Bastien vient passer quelques jours de vacances au Canada avec ses parents et son petit frère, chez la meilleure amie d’enfance de sa mère. Celle-ci vit avec sa fille adolescente, Chloé, qui raconte aux nouveaux arrivants que le lac est hanté par un fantôme…
On peut s’étonner que pour son passage à la réalisation, l’actrice Charlotte Le Bon ait choisit d’adapter une bande dessinée d’un dessinateur très controversé, dont la fascination pour l’inceste et la sexualisation des mineur(e)s traverse une œuvre de plus en plus remise en question.
Elle trouve pourtant dans cette histoire d’initiation sentimentale une forme de délicatesse assez peu perceptible dans les planches mais qu’elle va parvenir à faire surgir en 16 mm, en premier lieu grâce au déplacement de l’intrigue de la Bretagne aux rives canadiennes du Falcon Lake, un lac au bord duquel elle a elle-même passé des vacances adolescente. Se replongeant dans la mélancolie qui l’habitait à 16 ans, la cinéaste parvient à composer un binôme touchant entre Joseph Engel, qu’elle avait repéré dans L’Homme fidèle et qui retrouve sous sa direction une forme de vérité qu’il semblait avoir perdue dans La Croisade, et Sara Montpetit (rôle-titre de Maria Chapdelaine).

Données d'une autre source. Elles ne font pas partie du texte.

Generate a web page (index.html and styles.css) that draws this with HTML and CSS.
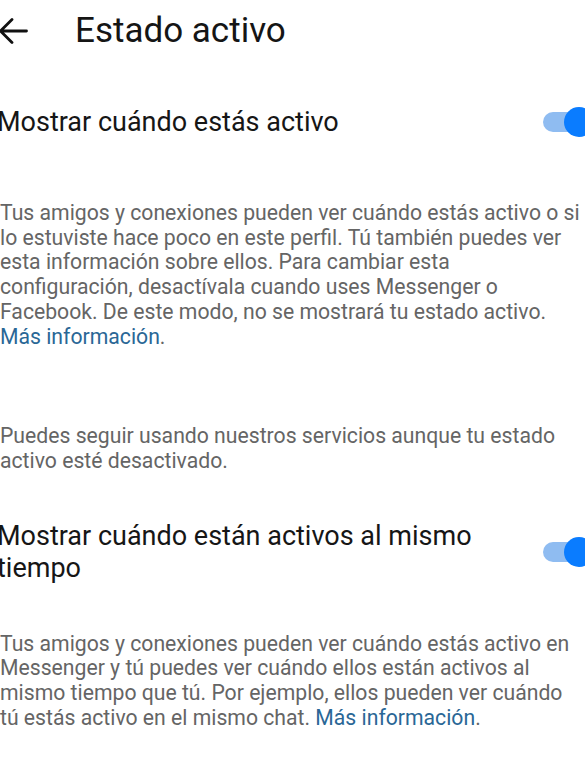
FILE: index.html
```html
<!DOCTYPE html>
<html lang="es">
<head>
<meta charset="utf-8">
<title>Estado activo</title>
<link rel="stylesheet" href="styles.css">
</head>
<body>
<div class="page">
  <header class="topbar">
    <svg class="back" viewBox="0 0 30 28" width="30" height="28" aria-hidden="true">
      <path d="M28.5 14H2.5M14 2.5L2.5 14 14 25.5" fill="none" stroke="#111" stroke-width="2.8" stroke-linecap="round" stroke-linejoin="round"/>
    </svg>
    <h1 class="title">Estado activo</h1>
  </header>

  <section class="setting first">
    <div class="row">
      <h2 class="label">Mostrar cuándo estás activo</h2>
      <span class="toggle"><span class="knob"></span></span>
    </div>
    <p class="desc">Tus amigos y conexiones pueden ver cuándo estás activo o si<br>lo estuviste hace poco en este perfil. Tú también puedes ver<br>esta información sobre ellos. Para cambiar esta<br>configuración, desactívala cuando uses Messenger o<br>Facebook. De este modo, no se mostrará tu estado activo.<br><a class="link" href="#">Más información</a>.</p>
  </section>

  <p class="desc note">Puedes seguir usando nuestros servicios aunque tu estado<br>activo esté desactivado.</p>

  <section class="setting second">
    <div class="row">
      <h2 class="label">Mostrar cuándo están activos al mismo tiempo</h2>
      <span class="toggle"><span class="knob"></span></span>
    </div>
    <p class="desc">Tus amigos y conexiones pueden ver cuándo estás activo en<br>Messenger y tú puedes ver cuándo ellos están activos al<br>mismo tiempo que tú. Por ejemplo, ellos pueden ver cuándo<br>tú estás activo en el mismo chat. <a class="link" href="#">Más información</a>.</p>
  </section>
</div>
</body>
</html>
```

FILE: styles.css
```css
html, body {
  margin: 0;
  padding: 0;
  background: #ffffff;
  overflow: hidden;
}
body {
  width: 585px;
  height: 780px;
  font-family: Roboto, "Noto Sans", "Liberation Sans", sans-serif;
  color: #111;
}
.page {
  display: flex;
  flex-direction: column;
  padding-top: 11px;
}
.topbar {
  display: flex;
  align-items: center;
  height: 40px;
}
.back {
  margin-left: -2px;
  flex: none;
}
.title {
  margin: 0 0 0 47px;
  font-size: 35px;
  line-height: 40px;
  font-weight: 400;
  color: #151515;
}
.setting.first {
  margin-top: 55px;
}
.row {
  display: flex;
  align-items: center;
  justify-content: space-between;
}
.label {
  margin: 0 0 0 -3px;
  font-size: 27px;
  line-height: 32px;
  font-weight: 400;
  color: #161616;
  max-width: 500px;
}
.toggle {
  position: relative;
  flex: none;
  width: 42px;
  height: 20px;
  background: #8fbcf1;
  border-radius: 10px 0 0 10px;
}
.knob {
  position: absolute;
  left: 21px;
  top: -5px;
  width: 30px;
  height: 30px;
  border-radius: 50%;
  background: #0a7cff;
}
.desc {
  margin: 0 -20px 0 0;
  font-size: 21.2px;
  line-height: 24.7px;
  color: #656565;
  white-space: nowrap;
}
.setting.first .desc {
  margin-top: 63px;
}
.link {
  color: #2a6796;
  text-decoration: none;
}
.note {
  margin-top: 75px;
}
.setting.second {
  margin-top: 46px;
}
.setting.second .desc {
  margin-top: 48px;
}
```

Malgré l’écart d’âge entre les deux personnages (la jeune fille a 2 ans et demi de plus), le scénario tend à les mettre sur un pied d’égalité, et en gommant le titre de l’œuvre littéraire pour lui substituer le lieu, aboli le sous-entendu incestueux.
Au cœur du long-métrage, il y a désormais ce lac, qui dès son plan d’ouverture semble porteur d’une menace, et en même temps objet de fascination. Obsédée par la mort et les histoires de fantômes, Chloé ne cesse de raconter le décès d’un jeune noyé dont personne d’autre qu’elle n’a entendu parler et s’emploie à esthétiser ses fantasmes morbides à travers des mises en scène photographiques et un costume de spectre qu’elle emmène même dans les soirées. Cette présence fantomatique associée à un travail esthétique tout en finesse qui tire le meilleur parti de la pellicule, et à une bande-son planante et entêtante, donnent au film un côté A Ghost Story qui contribue à son charme douloureux et à sa profondeur.
Parallèlement, si elle ne renie pas le surgissement du désir entre les personnages principaux, Charlotte Le Bon le traite avec une certaine pudeur, évitant de déshabiller ses jeunes acteur et actrice au-delà du nécessaire à la compréhension de ce qui se joue, passant par des plans fixes sur la longue chevelure de Chloé ou l’eau qui lui ruisselle dans le dos pour nous donner à ressentir l’attraction qu’elle exerce sur le jeune garçon, et optant pour une scène nocturne au cadrage à la taille qui suggère de façon bien plus délicate et efficace que n’importe quel voyeurisme. Le comportement des deux adolescent(e)s est réaliste dans la contradiction permanente entre le désir et sa volonté d’en jouer, de pouvoir en parler pour sembler désinvolte, voir es’en vanter quitte à causer de la peine, et une forme de retenue liée au jeune âge, exprimée par Chloé lorsqu’elle avoue les raisons de sa rupture avec son ancien petit ami.
Non seulement le film de Charlotte Le Bon est un premier long-métrage réussit par son équilibre, sa sensibilité et sa façon de jouer avec notre peur de la mort, mais en plus c’est un travail d’adaptation brillant qui approfondit son matériau de départ et le débarrasse de toutes les scories pour l’épurer. On pourrait presque y voir une illustration de la différence entre male et female gaze dans la façon de raconter une histoire. La démonstration serait alors plutôt édifiante…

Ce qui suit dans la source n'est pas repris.